Der Fußball hat sich in den letzten 15 Jahren deutlich geändert und für die nächsten 15 Jahre stehen weitere, massive Umwälzungen ins Haus. Nachdem die großen europäischen Clubs bereits im Handstreich ein aktuelles Führungsvakuum in der UEFA ausgenutzt haben, um sich größere Finanzanteile zu sichern, tauchen direkt im Anschluss schon Aussagen zu den Plänen einer Weltliga auf. Bereits jetzt ist sind die Aussagen zu konkret, um sie komplett in den Bereich der Fabel zu verweisen. Eine derartige Liga würde die bekannten Strukturen mit den nationalen Ligen und europäischen Pokalwettbewerben komplett aufbrechen und verändern. Aber egal, ob es sich dabei um Pläne handelt, die hinter den Kulissen bereits vorangetrieben werden oder nur um eine weitere Drohkulissen der Großclubs, eins ist klar: Der Fußball will globaler werden und noch mehr Geld einnehmen.

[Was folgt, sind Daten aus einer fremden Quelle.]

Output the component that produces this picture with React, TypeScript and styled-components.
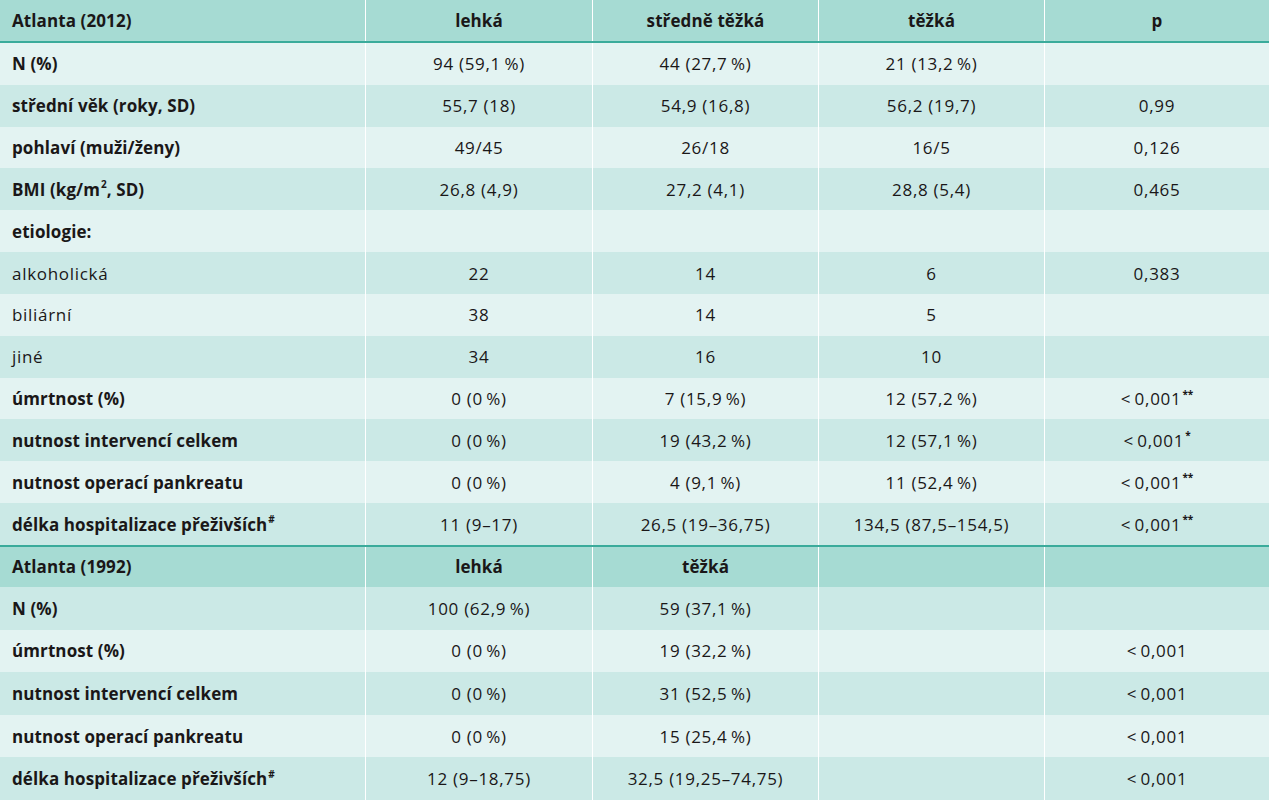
import React from "react";
import styled, { createGlobalStyle } from "styled-components";

const Global = createGlobalStyle`
  html, body { margin: 0; padding: 0; background: #ffffff; }
  body { font-family: "Open Sans", "Noto Sans", sans-serif; color: #1a1718; }
`;

const C = {
  head: "#a6dbd3",
  light: "#e3f3f2",
  dark: "#cbe9e6",
  line: "#3aab9b",
};

const Table = styled.div`
  width: 1269px;
  display: flex;
  flex-direction: column;
`;

const Section = styled.div`
  display: flex;
  flex-direction: column;
`;

const Row = styled.div<{ $bg: string; $h: number; $ruleTop?: boolean; $ruleBottom?: boolean }>`
  display: grid;
  grid-template-columns: 366px 227px 226px 226px 224px;
  height: ${(p) => p.$h}px;
  background: ${(p) => p.$bg};
  border-top: ${(p) => (p.$ruleTop ? `2px solid ${C.line}` : "none")};
  border-bottom: ${(p) => (p.$ruleBottom ? `2px solid ${C.line}` : "none")};
  box-sizing: border-box;
`;

const Cell = styled.div<{ $left?: boolean; $bold?: boolean; $last?: boolean }>`
  display: flex;
  align-items: center;
  justify-content: ${(p) => (p.$left ? "flex-start" : "center")};
  padding: ${(p) => (p.$left ? "0 0 0 12px" : "0")};
  font-size: 17px;
  font-weight: ${(p) => (p.$bold ? 700 : 400)};
  letter-spacing: ${(p) => (p.$bold ? "0.1px" : "0.7px")};
  white-space: nowrap;
  border-right: ${(p) => (p.$last ? "none" : "1.5px solid #ffffff")};
  box-sizing: border-box;
`;

const Sup = styled.sup`
  font-size: 10px;
  font-weight: 700;
  line-height: 0;
  vertical-align: 0;
  position: relative;
  top: -0.5em;
  margin-left: 1px;
  letter-spacing: 0;
`;

type RowData = {
  label: React.ReactNode;
  bold?: boolean;
  vals: React.ReactNode[];
};

const S = "\u2009";

const stars = (n: number) => <Sup>{"*".repeat(n)}</Sup>;
const hash = <Sup>#</Sup>;

const rows2012: RowData[] = [
  { label: "N (%)", bold: true, vals: [`94 (59,1${S}%)`, `44 (27,7${S}%)`, `21 (13,2${S}%)`, ""] },
  { label: "střední věk (roky, SD)", bold: true, vals: ["55,7 (18)", "54,9 (16,8)", "56,2 (19,7)", "0,99"] },
  { label: "pohlaví (muži/ženy)", bold: true, vals: ["49/45", "26/18", "16/5", "0,126"] },
  {
    label: (
      <>
        BMI (kg/m<Sup>2</Sup>, SD)
      </>
    ),
    bold: true,
    vals: ["26,8 (4,9)", "27,2 (4,1)", "28,8 (5,4)", "0,465"],
  },
  { label: "etiologie:", bold: true, vals: ["", "", "", ""] },
  { label: "alkoholická", vals: ["22", "14", "6", "0,383"] },
  { label: "biliární", vals: ["38", "14", "5", ""] },
  { label: "jiné", vals: ["34", "16", "10", ""] },
  {
    label: "úmrtnost (%)",
    bold: true,
    vals: [`0 (0${S}%)`, `7 (15,9${S}%)`, `12 (57,2${S}%)`, <>{`<${S}0,001`}{stars(2)}</>],
  },
  {
    label: "nutnost intervencí celkem",
    bold: true,
    vals: [`0 (0${S}%)`, `19 (43,2${S}%)`, `12 (57,1${S}%)`, <>{`<${S}0,001`}{stars(1)}</>],
  },
  {
    label: "nutnost operací pankreatu",
    bold: true,
    vals: [`0 (0${S}%)`, `4 (9,1${S}%)`, `11 (52,4${S}%)`, <>{`<${S}0,001`}{stars(2)}</>],
  },
  {
    label: <>délka hospitalizace přeživších{hash}</>,
    bold: true,
    vals: ["11 (9–17)", "26,5 (19–36,75)", "134,5 (87,5–154,5)", <>{`<${S}0,001`}{stars(2)}</>],
  },
];

const rows1992: RowData[] = [
  { label: "N (%)", bold: true, vals: [`100 (62,9${S}%)`, `59 (37,1${S}%)`, "", ""] },
  { label: "úmrtnost (%)", bold: true, vals: [`0 (0${S}%)`, `19 (32,2${S}%)`, "", `<${S}0,001`] },
  { label: "nutnost intervencí celkem", bold: true, vals: [`0 (0${S}%)`, `31 (52,5${S}%)`, "", `<${S}0,001`] },
  { label: "nutnost operací pankreatu", bold: true, vals: [`0 (0${S}%)`, `15 (25,4${S}%)`, "", `<${S}0,001`] },
  {
    label: <>délka hospitalizace přeživších{hash}</>,
    bold: true,
    vals: ["12 (9–18,75)", "32,5 (19,25–74,75)", "", `<${S}0,001`],
  },
];

function DataRow({ r, i, h, startDark }: { r: RowData; i: number; h: number; startDark?: boolean }) {
  const dark = startDark ? i % 2 === 0 : i % 2 === 1;
  return (
    <Row $bg={dark ? C.dark : C.light} $h={h}>
      <Cell $left $bold={r.bold}>
        {r.label}
      </Cell>
      {r.vals.map((v, k) => (
        <Cell key={k} $last={k === r.vals.length - 1}>
          {v}
        </Cell>
      ))}
    </Row>
  );
}

export default function App() {
  return (
    <>
      <Global />
      <Table>
        <Section>
          <Row $bg={C.head} $h={43} $ruleBottom>
            <Cell $left $bold>Atlanta (2012)</Cell>
            <Cell $bold>lehká</Cell>
            <Cell $bold>středně těžká</Cell>
            <Cell $bold>těžká</Cell>
            <Cell $bold $last>p</Cell>
          </Row>
          {rows2012.map((r, i) => (
            <DataRow key={i} r={r} i={i} h={41.83} />
          ))}
        </Section>
        <Section>
          <Row $bg={C.head} $h={42} $ruleTop>
            <Cell $left $bold>Atlanta (1992)</Cell>
            <Cell $bold>lehká</Cell>
            <Cell $bold>těžká</Cell>
            <Cell />
            <Cell $last />
          </Row>
          {rows1992.map((r, i) => (
            <DataRow key={i} r={r} i={i} h={42.6} startDark />
          ))}
        </Section>
      </Table>
    </>
  );
}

Und in diesem Bestreben werden die deutschen Vereine versuchen, auch noch die letzten Ketten, die ihnen 50+1 auferlegt, abzustreifen. Einige arbeiten aktiv daran mit, andere lassen sie dabei gewähren. Aber alle tragen sie ihren Teil dazu bei. Red Bull Leipzig ist dabei nur das Symptom einer umfassenden Veränderung und nicht der Schaden an sich. Die Frage ist deshalb nicht, ob man mit diesem Verein in der Bundesliga leben kann oder nicht – sondern die, in wie weit man sich noch für das ganze System begeistern kann.